The Updated LBMA Brochure

Two weeks prior to issuing the above press release, the LBMA updated its standard brochure, which is titled " A guide to The London Bullion Market Association May 2016". The May 2016 version can be seen here. This pdf brochure file was created on 5 May 2016, and modified on 10 May 2016. The brochure also contains a section about refinery production statistics on Page 3, where it states:

“Total refined gold production by the refiners on the List was estimated to be 4,921 tonnes in 2014, owing to recycling of scrap material, above world mine production of 4,394 tonnes (source: Thomson Reuters GFMS).

For silver, refined production by listed refiners in 2014 was estimated to be 31,131 tonnes, above the 33,025 tonnes of mine production in 2014. (source: Thomson Reuters GFMS)."

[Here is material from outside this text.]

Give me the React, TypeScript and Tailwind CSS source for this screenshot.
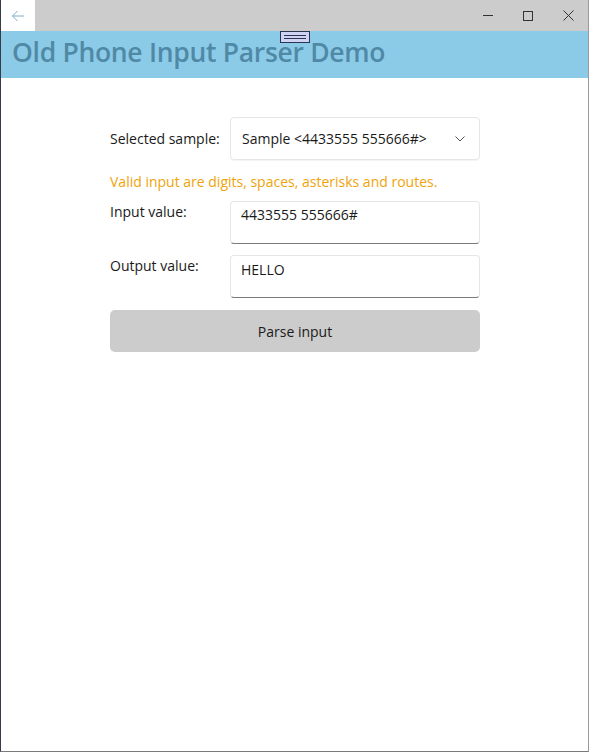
import React from "react";

export default function App() {
  return (
    <div className="w-[589px] h-[752px] bg-white border-l border-l-[#3a3a4a] border-r border-r-[#9a9a9a] border-b border-b-[#7a7a7a] flex flex-col overflow-hidden" style={{ fontFamily: '"Open Sans", "Noto Sans", sans-serif' }}>
      {/* title bar */}
      <div className="h-[31px] bg-[#cccccc] flex items-start">
        <div className="w-[34px] h-[31px] bg-white flex items-center justify-center">
          <svg width="14" height="12" viewBox="0 0 14 12" fill="none" stroke="#7aaecd" strokeWidth="1">
            <path d="M13 6H1.5M6.5 1L1.5 6l5 5" />
          </svg>
        </div>
        <div className="flex-1" />
        <div className="w-[40px] h-[31px] flex items-center justify-center">
          <div className="w-[10px] h-px bg-[#333]" />
        </div>
        <div className="w-[40px] h-[31px] flex items-center justify-center">
          <div className="w-[10px] h-[10px] border border-[#333]" />
        </div>
        <div className="w-[40px] h-[31px] flex items-center justify-center">
          <svg width="11" height="11" viewBox="0 0 11 11" stroke="#333" strokeWidth="1">
            <path d="M0.5 0.5l10 10M10.5 0.5l-10 10" />
          </svg>
        </div>
      </div>
      {/* header */}
      <div className="relative h-[47px] bg-[#8ccbe8] flex items-center pl-[11px] pb-[4px]">
        <span className="text-[26.5px] font-semibold text-[#5089a5] leading-none tracking-[-0.3px]">Old Phone Input Parser Demo</span>
        <div className="absolute left-[279px] top-0 w-[30px] h-[12px] bg-[#d0d4f4] border border-[#2a3550] flex flex-col items-center justify-center gap-[2px]">
          <div className="w-[22px] h-px bg-[#2a3550]" />
          <div className="w-[22px] h-px bg-[#2a3550]" />
        </div>
      </div>
      {/* form */}
      <div className="w-[370px] ml-[109px] mt-[39px] flex flex-col text-[14px] text-[#1a1a1a]">
        <div className="flex items-center">
          <div className="w-[120px]">Selected sample:</div>
          <div className="w-[250px] h-[43px] border border-[#e6e6e6] rounded-[4px] flex items-center justify-between pl-[11px] pr-[14px] shadow-[0_1px_1px_rgba(0,0,0,0.05)]">
            <span>Sample &lt;4433555 555666#&gt;</span>
            <svg width="10" height="6" viewBox="0 0 10 6" fill="none" stroke="#555" strokeWidth="1">
              <path d="M0.5 0.5L5 5l4.5-4.5" />
            </svg>
          </div>
        </div>
        <div className="mt-[11px] text-[#f0a30a]">Valid input are digits, spaces, asterisks and routes.</div>
        <div className="flex items-start mt-[9px]">
          <div className="w-[120px]">Input value:</div>
          <div className="w-[250px] h-[43px] border border-[#e6e6e6] border-b-[#7a7a7a] rounded-[4px] pl-[10px] pt-[2px]">4433555 555666#</div>
        </div>
        <div className="flex items-start mt-[11px]">
          <div className="w-[120px]">Output value:</div>
          <div className="w-[250px] h-[43px] border border-[#e6e6e6] border-b-[#7a7a7a] rounded-[4px] pl-[10px] pt-[3px]">HELLO</div>
        </div>
        <div className="mt-[12px] h-[42px] bg-[#cccccc] rounded-[5px] flex items-center justify-center">Parse input</div>
      </div>
    </div>
  );
}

Notice that the Silver sentence is the same as in the press release (and wrong). The Gold sentence differs to that in the press release.

Lets compare the LBMA press release statement to the LBMA brochure statement:

Press release:

In 2014 total refined gold production by the refiners on the LBMA’s Gold Good Delivery List was 4,921 tonnes.This is above world mine production of 4,394 tonnes (source: Thomson Reuters GFMS) with the difference reflecting the recycling of material by LBMA GD refiners converting large 400 oz bars into kilobars."


“Total refined gold production by the refiners on the List was estimated to be 4,921 tonnes in 2014, owing to recycling of scrap material, above world mine production of 4,394 tonnes (source: Thomson Reuters GFMS).

In the brochure, the world mine production figure schoolboy error is still present, which should state total GFMS global gold supply. More fundamentally, there is no reference to the conversion of 400 oz bars into kilobars in this brochure, and the difference between the LBMA and GFMS figures is attributed to ‘recycling of scrap material". However, this explanation is a mathematical impossibility because scrap recycling of 1158 tonnes is already in the 4,394 tonnes figure.  This is a real clanger of an error, and completely negates any trust in the statement.

For gold therefore, the LBMA brochure is wrong on 4 counts, a) it claims mine supply was far higher than its was, b) it claims a difference is due to a supply component that’s already part of a figure it provides (i.e. the 4,394 tonnes figure), c) it uses a misleading ‘estimated to be phrase’, but as explained, there is no need for estimates of refinery production when every refinery on the Good Delivery ‘Lists’ provides the exact real production figures to the LBMA. and d) it compares refining output to a rigid and incomplete GFMS model, which is like comparing apples to oranges.


The critical omission in the brochure is the lack of reference to the delta being due to “converting large 400 oz bars into kilobars".  This is between 527 and 665 tonnes of gold we’re talking about here, more than the official gold reserves of all but the largest central bank and ETF holders.

Weirdly, since the brochure was created on 5 May and last modified on 10 May, it was written and finalised before the press release went out on 18 May. So why would the LBMA write one misleading explanation for the difference in the brochure that deflects attention away from the conversion of central bank and ETF bars into kilobars, and then seem to be slightly more truthful in the press release 2 weeks later when mentioning conversion of 400oz bars into kilobars? Perhaps the press release wasn’t read by the Ministry of Truth before being released.

Overall, this series of communications from the LBMA leaves a lot to be desired, and undermines trust in LBMA issued data. It will be interesting to see whether the LBMA will surreptitiously alter its press release and brochure, or issue a correction and clarification, or leave the errors as is in the respective documents.